Mike Getty

Chief Fossil Preparator, Denver Museum of Nature and Science

Growing up in Western Canada, Mike Getty found a love for paleontology early in life. On trips to the badlands of Calgary he developed an interest in the narrative of ancient life in North America and a skill for finding the fossil clues that tell that story. Mike went to Undergraduate and Graduate School at the University of Calgary in Alberta and lead large-scale quarrying efforts in the world famous Dinosaur Park Formation, uncovering the remains of entire herds of Centrosaur dinosaurs.  Eventually taking a position at the Natural History Museum of Utah, Mike began to unlock the secrets of the great dinosaur sites in the American West. Evidence of his impact on the field of North American vertebrate paleontology can be seen in Museum galleries, and collections facilities world wide. One of the great quarrymen of his time, Mike’s contributions have been recognized by his researcher colleagues, who have named an entire dinosaur species after him as tribute to his incredible career. Utahceratops gettyi bears Mike’s name in every repository world wide which has holdings from field work in the American west.  

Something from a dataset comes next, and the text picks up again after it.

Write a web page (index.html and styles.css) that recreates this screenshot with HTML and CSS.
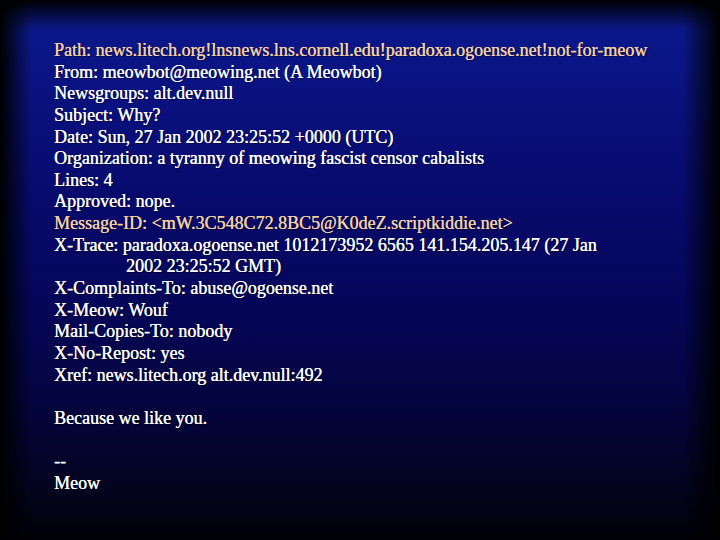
FILE: index.html
```html
<!DOCTYPE html>
<html>
<head>
<meta charset="utf-8">
<link rel="stylesheet" href="styles.css">
</head>
<body>
<div class="slide">
  <div class="message">
    <div class="line hl">Path: news.litech.org!lnsnews.lns.cornell.edu!paradoxa.ogoense.net!not-for-meow</div>
    <div class="line">From: meowbot@meowing.net (A Meowbot)</div>
    <div class="line">Newsgroups: alt.dev.null</div>
    <div class="line">Subject: Why?</div>
    <div class="line">Date: Sun, 27 Jan 2002 23:25:52 +0000 (UTC)</div>
    <div class="line">Organization: a tyranny of meowing fascist censor cabalists</div>
    <div class="line">Lines: 4</div>
    <div class="line">Approved: nope.</div>
    <div class="line hl">Message-ID: &lt;mW.3C548C72.8BC5@K0deZ.scriptkiddie.net&gt;</div>
    <div class="line">X-Trace: paradoxa.ogoense.net 1012173952 6565 141.154.205.147 (27 Jan</div>
    <div class="line cont">2002 23:25:52 GMT)</div>
    <div class="line">X-Complaints-To: abuse@ogoense.net</div>
    <div class="line">X-Meow: Wouf</div>
    <div class="line">Mail-Copies-To: nobody</div>
    <div class="line">X-No-Repost: yes</div>
    <div class="line">Xref: news.litech.org alt.dev.null:492</div>
    <div class="line blank"></div>
    <div class="line">Because we like you.</div>
    <div class="line blank"></div>
    <div class="line">--</div>
    <div class="line">Meow</div>
  </div>
</div>
</body>
</html>
```
FILE: styles.css
```css
html, body {
  margin: 0;
  padding: 0;
  width: 720px;
  height: 540px;
  overflow: hidden;
}
.slide {
  width: 720px;
  height: 540px;
  box-sizing: border-box;
  padding: 40px 0 0 54px;
  background:
    linear-gradient(to right, #000 0px, rgba(0,0,0,0) 32px),
    linear-gradient(to left, #000 0px, rgba(0,0,0,0) 38px),
    linear-gradient(to bottom, #000 0px, rgba(0,0,0,0) 30px),
    linear-gradient(to bottom, #0c1a8e 0px, #0a1382 80px, #070a6c 200px, #05065a 300px, #040440 400px, #030322 480px, #010108 540px);
}
.message {
  font-family: "Liberation Serif", "Times New Roman", serif;
  font-size: 18px;
  line-height: 21.65px;
  color: #ffffff;
  text-shadow: 0.3px 0 0 currentColor, 1px 1px 1px rgba(0,0,20,0.6);
}
.line {
  white-space: nowrap;
  height: 21.65px;
}
.hl {
  color: #f2d0a6;
}
.cont {
  padding-left: 72px;
}
```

Currently residing at the Denver Museum of Nature and Science, Chief Preparator Mike Getty shows no signs of slowing down any time soon. He continues to manage one of the largest field teams in the country in their ambitious pursuit to understand ancient life through fossils, as well as organizing 100’s of volunteer preparators in the Denver fossil lab. Look for Mike Getty to produce countless more incredible fossil finds in the coming seasons, and if you are in Denver stop by the museum’s exhibit “Prehistoric Journey” where you will likely spot him in his lab preparing North America’s coolest dinosaurs.  

This  field season, Mike and his hairless dog, Javalina look forward to camp life where they are right at-home under a canopy of stars enjoying the company of fellow researchers, and volunteers and recharging themselves for another day of discovery.